_TO BE DONE_
Reproduce the material word for word; the images stay out.
# Start of AVAILABLE DATA
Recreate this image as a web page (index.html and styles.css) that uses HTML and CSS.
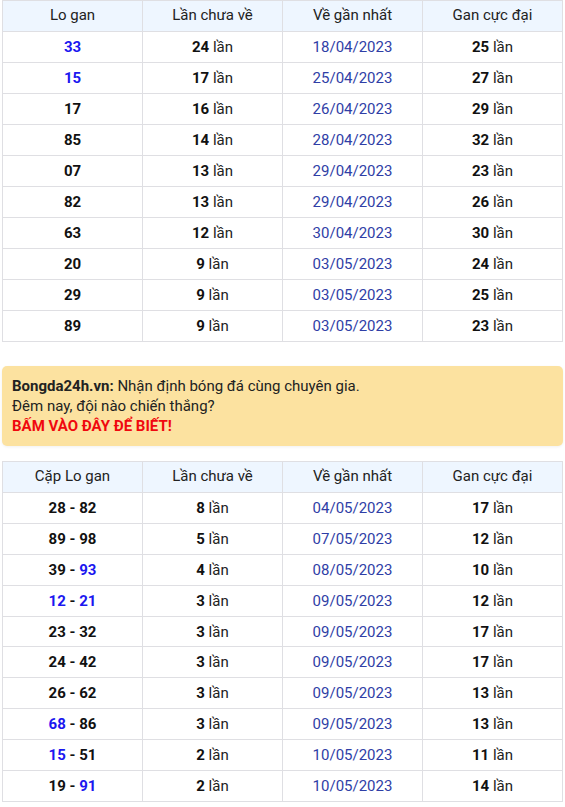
FILE: index.html
```html
<!DOCTYPE html>
<html lang="vi">
<head>
<meta charset="utf-8">
<link rel="stylesheet" href="styles.css">
</head>
<body>
<div class="page">
<table class="gan">
<thead>
<tr><th>Lo gan</th><th>Lần chưa về</th><th>Về gần nhất</th><th>Gan cực đại</th></tr>
</thead>
<tbody>
<tr><td><b class="hl">33</b></td><td><b>24</b> lần</td><td class="date">18/04/2023</td><td><b>25</b> lần</td></tr>
<tr><td><b class="hl">15</b></td><td><b>17</b> lần</td><td class="date">25/04/2023</td><td><b>27</b> lần</td></tr>
<tr><td><b>17</b></td><td><b>16</b> lần</td><td class="date">26/04/2023</td><td><b>29</b> lần</td></tr>
<tr><td><b>85</b></td><td><b>14</b> lần</td><td class="date">28/04/2023</td><td><b>32</b> lần</td></tr>
<tr><td><b>07</b></td><td><b>13</b> lần</td><td class="date">29/04/2023</td><td><b>23</b> lần</td></tr>
<tr><td><b>82</b></td><td><b>13</b> lần</td><td class="date">29/04/2023</td><td><b>26</b> lần</td></tr>
<tr><td><b>63</b></td><td><b>12</b> lần</td><td class="date">30/04/2023</td><td><b>30</b> lần</td></tr>
<tr><td><b>20</b></td><td><b>9</b> lần</td><td class="date">03/05/2023</td><td><b>24</b> lần</td></tr>
<tr><td><b>29</b></td><td><b>9</b> lần</td><td class="date">03/05/2023</td><td><b>25</b> lần</td></tr>
<tr><td><b>89</b></td><td><b>9</b> lần</td><td class="date">03/05/2023</td><td><b>23</b> lần</td></tr>
</tbody>
</table>

<div class="promo">
<div><b>Bongda24h.vn:</b> Nhận định bóng đá cùng chuyên gia.</div>
<div>Đêm nay, đội nào chiến thắng?</div>
<div class="cta">BẤM VÀO ĐÂY ĐỂ BIẾT!</div>
</div>

<table class="gan gan2">
<thead>
<tr><th>Cặp Lo gan</th><th>Lần chưa về</th><th>Về gần nhất</th><th>Gan cực đại</th></tr>
</thead>
<tbody>
<tr><td><b>28 - 82</b></td><td><b>8</b> lần</td><td class="date">04/05/2023</td><td><b>17</b> lần</td></tr>
<tr><td><b>89 - 98</b></td><td><b>5</b> lần</td><td class="date">07/05/2023</td><td><b>12</b> lần</td></tr>
<tr><td><b>39 - <span class="hl">93</span></b></td><td><b>4</b> lần</td><td class="date">08/05/2023</td><td><b>10</b> lần</td></tr>
<tr><td><b><span class="hl">12</span> - <span class="hl">21</span></b></td><td><b>3</b> lần</td><td class="date">09/05/2023</td><td><b>12</b> lần</td></tr>
<tr><td><b>23 - 32</b></td><td><b>3</b> lần</td><td class="date">09/05/2023</td><td><b>17</b> lần</td></tr>
<tr><td><b>24 - 42</b></td><td><b>3</b> lần</td><td class="date">09/05/2023</td><td><b>17</b> lần</td></tr>
<tr><td><b>26 - 62</b></td><td><b>3</b> lần</td><td class="date">09/05/2023</td><td><b>13</b> lần</td></tr>
<tr><td><b><span class="hl">68</span> - 86</b></td><td><b>3</b> lần</td><td class="date">09/05/2023</td><td><b>13</b> lần</td></tr>
<tr><td><b><span class="hl">15</span> - 51</b></td><td><b>2</b> lần</td><td class="date">10/05/2023</td><td><b>11</b> lần</td></tr>
<tr><td><b>19 - <span class="hl">91</span></b></td><td><b>2</b> lần</td><td class="date">10/05/2023</td><td><b>14</b> lần</td></tr>
</tbody>
</table>
</div>
</body>
</html>
```
FILE: styles.css
```css
html, body {
  margin: 0;
  padding: 0;
  background: #fff;
}
body {
  font-family: Roboto, "Liberation Sans", sans-serif;
  font-size: 15px;
  color: #222;
}
.page {
  padding: 0 2px;
}
.gan {
  width: 561px;
  border-collapse: collapse;
  table-layout: fixed;
}
.gan th, .gan td {
  border: 1px solid #dfdfe3;
  height: 30px;
  padding: 0;
  text-align: center;
  vertical-align: middle;
  line-height: 18px;
}
.gan th {
  background: #eef6ff;
  font-weight: 400;
  color: #222;
  padding-bottom: 2px;
  height: 28px;
}
.gan2 td {
  height: 29.9px;
}
.gan td b {
  color: #111;
  font-weight: 700;
}
.gan td b.hl, .gan td .hl {
  color: #1b17f0;
}
.gan td.date {
  color: #2f3ea6;
}
.promo {
  margin: 24px 0 15px 0;
  width: 541px;
  padding: 10px 10px 10px 10px;
  background: #fce2a0;
  border-radius: 5px;
  line-height: 20px;
  color: #222;
  box-shadow: 0 1px 3px rgba(0,0,0,0.06);
}
.promo b {
  font-weight: 700;
  color: #222;
}
.promo .cta {
  color: #f0080e;
  font-weight: 700;
}
```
# End of AVAILABLE DATA
_TASK OUTPUT_
Recreate this image as a web page (index.html and styles.css) that uses HTML and CSS.
FILE: index.html
```html
<!DOCTYPE html>
<html lang="vi">
<head>
<meta charset="utf-8">
<link rel="stylesheet" href="styles.css">
</head>
<body>
<div class="page">
<table class="gan">
<thead>
<tr><th>Lo gan</th><th>Lần chưa về</th><th>Về gần nhất</th><th>Gan cực đại</th></tr>
</thead>
<tbody>
<tr><td><b class="hl">33</b></td><td><b>24</b> lần</td><td class="date">18/04/2023</td><td><b>25</b> lần</td></tr>
<tr><td><b class="hl">15</b></td><td><b>17</b> lần</td><td class="date">25/04/2023</td><td><b>27</b> lần</td></tr>
<tr><td><b>17</b></td><td><b>16</b> lần</td><td class="date">26/04/2023</td><td><b>29</b> lần</td></tr>
<tr><td><b>85</b></td><td><b>14</b> lần</td><td class="date">28/04/2023</td><td><b>32</b> lần</td></tr>
<tr><td><b>07</b></td><td><b>13</b> lần</td><td class="date">29/04/2023</td><td><b>23</b> lần</td></tr>
<tr><td><b>82</b></td><td><b>13</b> lần</td><td class="date">29/04/2023</td><td><b>26</b> lần</td></tr>
<tr><td><b>63</b></td><td><b>12</b> lần</td><td class="date">30/04/2023</td><td><b>30</b> lần</td></tr>
<tr><td><b>20</b></td><td><b>9</b> lần</td><td class="date">03/05/2023</td><td><b>24</b> lần</td></tr>
<tr><td><b>29</b></td><td><b>9</b> lần</td><td class="date">03/05/2023</td><td><b>25</b> lần</td></tr>
<tr><td><b>89</b></td><td><b>9</b> lần</td><td class="date">03/05/2023</td><td><b>23</b> lần</td></tr>
</tbody>
</table>

<div class="promo">
<div><b>Bongda24h.vn:</b> Nhận định bóng đá cùng chuyên gia.</div>
<div>Đêm nay, đội nào chiến thắng?</div>
<div class="cta">BẤM VÀO ĐÂY ĐỂ BIẾT!</div>
</div>

<table class="gan gan2">
<thead>
<tr><th>Cặp Lo gan</th><th>Lần chưa về</th><th>Về gần nhất</th><th>Gan cực đại</th></tr>
</thead>
<tbody>
<tr><td><b>28 - 82</b></td><td><b>8</b> lần</td><td class="date">04/05/2023</td><td><b>17</b> lần</td></tr>
<tr><td><b>89 - 98</b></td><td><b>5</b> lần</td><td class="date">07/05/2023</td><td><b>12</b> lần</td></tr>
<tr><td><b>39 - <span class="hl">93</span></b></td><td><b>4</b> lần</td><td class="date">08/05/2023</td><td><b>10</b> lần</td></tr>
<tr><td><b><span class="hl">12</span> - <span class="hl">21</span></b></td><td><b>3</b> lần</td><td class="date">09/05/2023</td><td><b>12</b> lần</td></tr>
<tr><td><b>23 - 32</b></td><td><b>3</b> lần</td><td class="date">09/05/2023</td><td><b>17</b> lần</td></tr>
<tr><td><b>24 - 42</b></td><td><b>3</b> lần</td><td class="date">09/05/2023</td><td><b>17</b> lần</td></tr>
<tr><td><b>26 - 62</b></td><td><b>3</b> lần</td><td class="date">09/05/2023</td><td><b>13</b> lần</td></tr>
<tr><td><b><span class="hl">68</span> - 86</b></td><td><b>3</b> lần</td><td class="date">09/05/2023</td><td><b>13</b> lần</td></tr>
<tr><td><b><span class="hl">15</span> - 51</b></td><td><b>2</b> lần</td><td class="date">10/05/2023</td><td><b>11</b> lần</td></tr>
<tr><td><b>19 - <span class="hl">91</span></b></td><td><b>2</b> lần</td><td class="date">10/05/2023</td><td><b>14</b> lần</td></tr>
</tbody>
</table>
</div>
</body>
</html>
```
FILE: styles.css
```css
html, body {
  margin: 0;
  padding: 0;
  background: #fff;
}
body {
  font-family: Roboto, "Liberation Sans", sans-serif;
  font-size: 15px;
  color: #222;
}
.page {
  padding: 0 2px;
}
.gan {
  width: 561px;
  border-collapse: collapse;
  table-layout: fixed;
}
.gan th, .gan td {
  border: 1px solid #dfdfe3;
  height: 30px;
  padding: 0;
  text-align: center;
  vertical-align: middle;
  line-height: 18px;
}
.gan th {
  background: #eef6ff;
  font-weight: 400;
  color: #222;
  padding-bottom: 2px;
  height: 28px;
}
.gan2 td {
  height: 29.9px;
}
.gan td b {
  color: #111;
  font-weight: 700;
}
.gan td b.hl, .gan td .hl {
  color: #1b17f0;
}
.gan td.date {
  color: #2f3ea6;
}
.promo {
  margin: 24px 0 15px 0;
  width: 541px;
  padding: 10px 10px 10px 10px;
  background: #fce2a0;
  border-radius: 5px;
  line-height: 20px;
  color: #222;
  box-shadow: 0 1px 3px rgba(0,0,0,0.06);
}
.promo b {
  font-weight: 700;
  color: #222;
}
.promo .cta {
  color: #f0080e;
  font-weight: 700;
}
```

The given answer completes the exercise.